(Given exercise): Will you output all of the data below exactly, omitting the images?
☆ ☆ ☆ ☆ ☆
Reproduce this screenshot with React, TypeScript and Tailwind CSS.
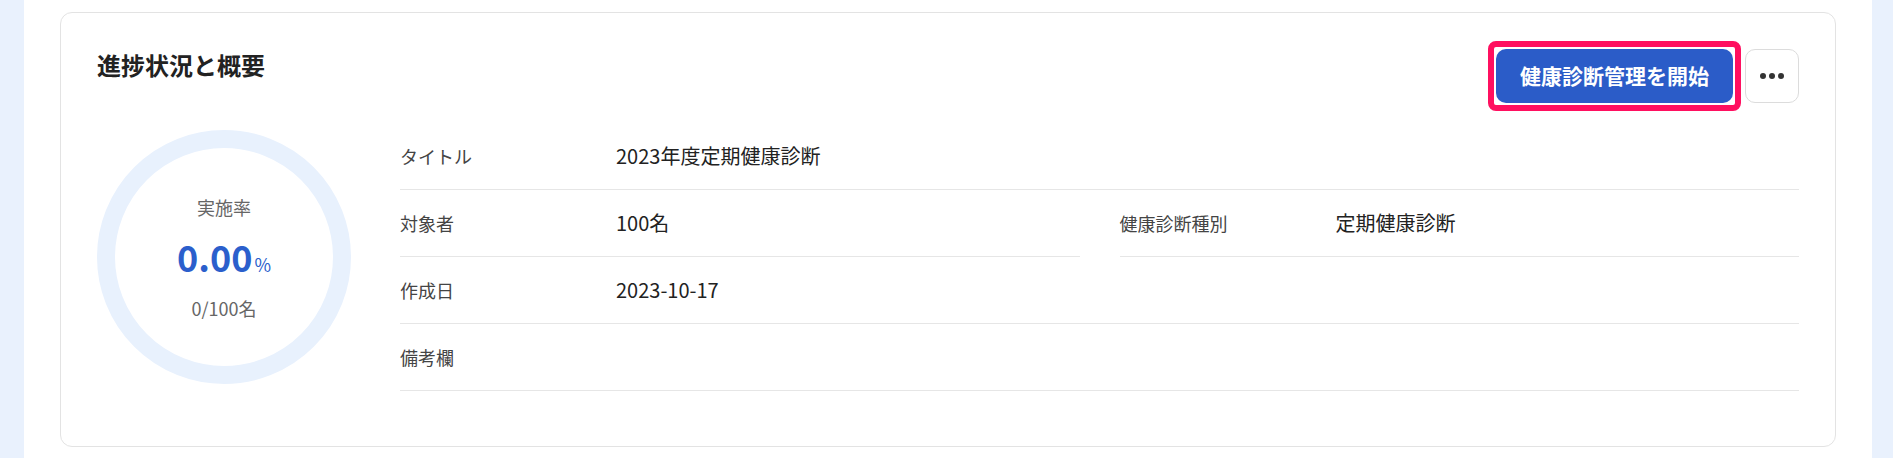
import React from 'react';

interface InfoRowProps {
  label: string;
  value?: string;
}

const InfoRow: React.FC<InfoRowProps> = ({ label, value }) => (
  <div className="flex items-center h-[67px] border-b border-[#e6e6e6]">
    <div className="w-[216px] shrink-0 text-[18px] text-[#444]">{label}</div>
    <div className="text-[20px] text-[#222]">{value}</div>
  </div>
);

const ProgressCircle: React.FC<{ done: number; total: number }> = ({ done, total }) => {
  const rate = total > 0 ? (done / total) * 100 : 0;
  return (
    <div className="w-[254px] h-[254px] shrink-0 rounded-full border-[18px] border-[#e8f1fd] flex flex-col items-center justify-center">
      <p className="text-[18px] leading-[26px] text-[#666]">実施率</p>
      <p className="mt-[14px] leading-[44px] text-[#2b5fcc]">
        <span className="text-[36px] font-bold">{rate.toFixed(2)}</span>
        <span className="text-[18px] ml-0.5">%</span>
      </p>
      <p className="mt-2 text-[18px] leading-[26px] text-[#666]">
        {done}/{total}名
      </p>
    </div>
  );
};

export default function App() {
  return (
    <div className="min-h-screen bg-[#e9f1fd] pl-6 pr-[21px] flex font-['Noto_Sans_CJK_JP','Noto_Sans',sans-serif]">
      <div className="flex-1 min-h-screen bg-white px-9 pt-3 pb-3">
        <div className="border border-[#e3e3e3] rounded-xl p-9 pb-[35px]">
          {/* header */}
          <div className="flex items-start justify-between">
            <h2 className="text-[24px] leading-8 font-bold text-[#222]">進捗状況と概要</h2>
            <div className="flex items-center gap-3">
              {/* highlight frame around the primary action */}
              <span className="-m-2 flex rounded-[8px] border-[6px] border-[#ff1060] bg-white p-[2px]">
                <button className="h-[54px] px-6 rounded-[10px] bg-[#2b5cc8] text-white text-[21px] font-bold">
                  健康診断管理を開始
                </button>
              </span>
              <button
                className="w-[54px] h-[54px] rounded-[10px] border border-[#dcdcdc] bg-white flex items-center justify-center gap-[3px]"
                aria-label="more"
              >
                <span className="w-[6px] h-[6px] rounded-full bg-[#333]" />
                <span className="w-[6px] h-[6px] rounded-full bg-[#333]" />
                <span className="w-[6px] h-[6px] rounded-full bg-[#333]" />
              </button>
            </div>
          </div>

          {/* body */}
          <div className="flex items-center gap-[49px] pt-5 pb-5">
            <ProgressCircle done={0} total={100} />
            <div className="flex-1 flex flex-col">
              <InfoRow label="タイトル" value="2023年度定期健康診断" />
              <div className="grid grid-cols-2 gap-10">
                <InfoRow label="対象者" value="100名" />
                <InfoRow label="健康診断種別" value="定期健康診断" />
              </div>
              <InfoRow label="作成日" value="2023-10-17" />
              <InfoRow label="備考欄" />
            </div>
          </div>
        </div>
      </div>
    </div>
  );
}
☆ ☆ ☆ ☆ ☆
(Solution for this task):
Reproduce this screenshot with React, TypeScript and Tailwind CSS.
import React from 'react';

interface InfoRowProps {
  label: string;
  value?: string;
}

const InfoRow: React.FC<InfoRowProps> = ({ label, value }) => (
  <div className="flex items-center h-[67px] border-b border-[#e6e6e6]">
    <div className="w-[216px] shrink-0 text-[18px] text-[#444]">{label}</div>
    <div className="text-[20px] text-[#222]">{value}</div>
  </div>
);

const ProgressCircle: React.FC<{ done: number; total: number }> = ({ done, total }) => {
  const rate = total > 0 ? (done / total) * 100 : 0;
  return (
    <div className="w-[254px] h-[254px] shrink-0 rounded-full border-[18px] border-[#e8f1fd] flex flex-col items-center justify-center">
      <p className="text-[18px] leading-[26px] text-[#666]">実施率</p>
      <p className="mt-[14px] leading-[44px] text-[#2b5fcc]">
        <span className="text-[36px] font-bold">{rate.toFixed(2)}</span>
        <span className="text-[18px] ml-0.5">%</span>
      </p>
      <p className="mt-2 text-[18px] leading-[26px] text-[#666]">
        {done}/{total}名
      </p>
    </div>
  );
};

export default function App() {
  return (
    <div className="min-h-screen bg-[#e9f1fd] pl-6 pr-[21px] flex font-['Noto_Sans_CJK_JP','Noto_Sans',sans-serif]">
      <div className="flex-1 min-h-screen bg-white px-9 pt-3 pb-3">
        <div className="border border-[#e3e3e3] rounded-xl p-9 pb-[35px]">
          {/* header */}
          <div className="flex items-start justify-between">
            <h2 className="text-[24px] leading-8 font-bold text-[#222]">進捗状況と概要</h2>
            <div className="flex items-center gap-3">
              {/* highlight frame around the primary action */}
              <span className="-m-2 flex rounded-[8px] border-[6px] border-[#ff1060] bg-white p-[2px]">
                <button className="h-[54px] px-6 rounded-[10px] bg-[#2b5cc8] text-white text-[21px] font-bold">
                  健康診断管理を開始
                </button>
              </span>
              <button
                className="w-[54px] h-[54px] rounded-[10px] border border-[#dcdcdc] bg-white flex items-center justify-center gap-[3px]"
                aria-label="more"
              >
                <span className="w-[6px] h-[6px] rounded-full bg-[#333]" />
                <span className="w-[6px] h-[6px] rounded-full bg-[#333]" />
                <span className="w-[6px] h-[6px] rounded-full bg-[#333]" />
              </button>
            </div>
          </div>

          {/* body */}
          <div className="flex items-center gap-[49px] pt-5 pb-5">
            <ProgressCircle done={0} total={100} />
            <div className="flex-1 flex flex-col">
              <InfoRow label="タイトル" value="2023年度定期健康診断" />
              <div className="grid grid-cols-2 gap-10">
                <InfoRow label="対象者" value="100名" />
                <InfoRow label="健康診断種別" value="定期健康診断" />
              </div>
              <InfoRow label="作成日" value="2023-10-17" />
              <InfoRow label="備考欄" />
            </div>
          </div>
        </div>
      </div>
    </div>
  );
}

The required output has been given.